Stored data:

────

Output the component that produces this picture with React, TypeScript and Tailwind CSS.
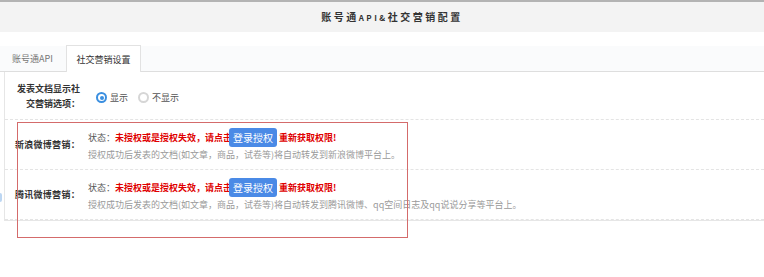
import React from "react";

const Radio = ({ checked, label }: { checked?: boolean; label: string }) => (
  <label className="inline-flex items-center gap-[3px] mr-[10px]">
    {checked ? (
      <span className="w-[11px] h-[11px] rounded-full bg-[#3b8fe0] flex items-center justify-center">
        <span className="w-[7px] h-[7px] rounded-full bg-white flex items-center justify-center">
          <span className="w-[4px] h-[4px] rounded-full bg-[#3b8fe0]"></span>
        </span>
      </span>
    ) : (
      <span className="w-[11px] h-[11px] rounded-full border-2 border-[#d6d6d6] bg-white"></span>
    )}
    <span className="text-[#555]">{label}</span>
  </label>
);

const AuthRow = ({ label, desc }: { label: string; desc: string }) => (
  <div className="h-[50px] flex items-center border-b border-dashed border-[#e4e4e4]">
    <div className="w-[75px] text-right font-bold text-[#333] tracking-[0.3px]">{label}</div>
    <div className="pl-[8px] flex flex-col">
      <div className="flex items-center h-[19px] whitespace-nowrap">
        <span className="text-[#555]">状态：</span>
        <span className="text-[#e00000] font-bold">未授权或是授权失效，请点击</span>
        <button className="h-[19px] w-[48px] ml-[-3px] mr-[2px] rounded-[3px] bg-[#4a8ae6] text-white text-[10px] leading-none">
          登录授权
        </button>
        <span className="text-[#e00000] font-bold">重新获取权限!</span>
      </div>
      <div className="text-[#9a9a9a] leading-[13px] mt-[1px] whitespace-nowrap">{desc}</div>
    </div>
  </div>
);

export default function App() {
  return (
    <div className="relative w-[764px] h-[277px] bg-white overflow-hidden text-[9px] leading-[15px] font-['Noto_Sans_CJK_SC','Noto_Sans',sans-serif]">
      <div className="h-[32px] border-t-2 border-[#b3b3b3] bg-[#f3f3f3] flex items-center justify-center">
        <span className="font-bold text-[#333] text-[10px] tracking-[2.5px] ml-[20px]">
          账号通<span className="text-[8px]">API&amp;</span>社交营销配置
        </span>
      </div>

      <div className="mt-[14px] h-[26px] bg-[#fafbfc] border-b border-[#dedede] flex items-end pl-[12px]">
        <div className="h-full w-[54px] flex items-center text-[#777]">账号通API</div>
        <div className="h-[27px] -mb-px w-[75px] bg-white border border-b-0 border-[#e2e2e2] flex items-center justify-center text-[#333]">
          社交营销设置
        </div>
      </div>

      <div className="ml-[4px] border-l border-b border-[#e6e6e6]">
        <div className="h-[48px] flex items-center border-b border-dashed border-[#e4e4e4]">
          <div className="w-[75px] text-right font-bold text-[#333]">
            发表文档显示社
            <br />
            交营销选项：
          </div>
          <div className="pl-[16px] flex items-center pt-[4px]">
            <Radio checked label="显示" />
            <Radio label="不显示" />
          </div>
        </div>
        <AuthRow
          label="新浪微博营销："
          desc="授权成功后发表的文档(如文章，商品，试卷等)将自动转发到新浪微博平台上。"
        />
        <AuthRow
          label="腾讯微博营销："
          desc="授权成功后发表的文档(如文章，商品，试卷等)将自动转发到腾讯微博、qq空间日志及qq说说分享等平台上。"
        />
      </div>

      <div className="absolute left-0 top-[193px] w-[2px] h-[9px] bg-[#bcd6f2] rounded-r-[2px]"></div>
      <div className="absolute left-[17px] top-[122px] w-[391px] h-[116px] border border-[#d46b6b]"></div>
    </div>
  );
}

────

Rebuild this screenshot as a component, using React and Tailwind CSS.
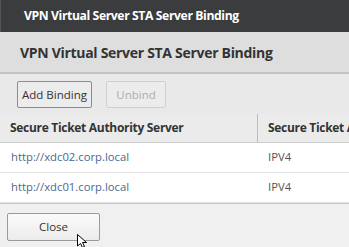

────

What you need to do: Give back, unchanged, each line from the one containing "Output the component" through the one containing "import React from". Pictures are to be left out.

Response to the exercise:
Output the component that produces this picture with React, TypeScript and Tailwind CSS.
import React from "react";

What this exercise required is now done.